The third element is derived from the efficient market hypothesis. This made the investors less likely to notice the fact that the price of the Dot Com companies was probably not right compared to its fundamental. What is interesting is that Richard Thaler, leader of behavioural finance, recriminated to Fama “The only one on the planet reluctant to admit the bubble of NASDAQ stock market in 2000.

 

These three factors, as long as an increasing number of people began to own stocks, made an impact on the stock market. Between 1989 and 1998 the number of individuals in the US who owned stock, either directly, or through mutual funds, or in a self-directed retirement accounts, rose from 42.1 million to 75.8 million, while the number owning stock directly or through mutual funds (but excluding retirement accounts) rose by more than 50% from 31.5 million to 48.5 million.
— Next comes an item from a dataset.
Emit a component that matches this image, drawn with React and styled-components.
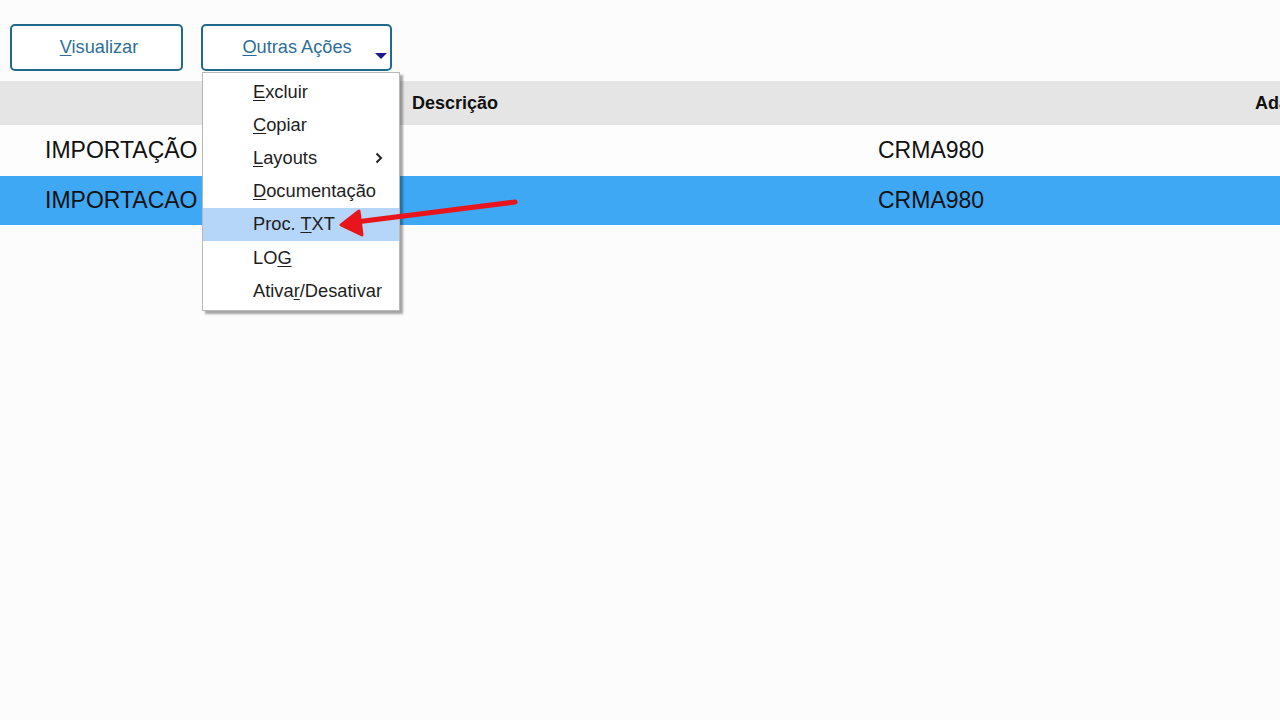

In spite of the changing of the conventional wisdom, according to Brennan, the demise of the defined benefit pension plan also account for it.

 

These further confirmed the idea I have suggested in the former blog that: thought trend of the society changed before bubbles, which is usually an incentive of the formation of the bubble. More insights can be drawn from the book irrational exuberance. Another example is the bubble of Japan which happened at the end of the last century. The Yamato is known for its cautiousness. But what happened to them during the bubble? Because this is not the mainly point of my blog and the reason is very complicated (and still a controversy), I may not talk about it here. In my next blog, I will introduce a speech of Buffett during the Dot Com Bubble and try to give some suggestions to investors.

 

Reference:

Brennan, Michael J. "How did it happen?" Economic Notes 33.1 (2004): 3-22.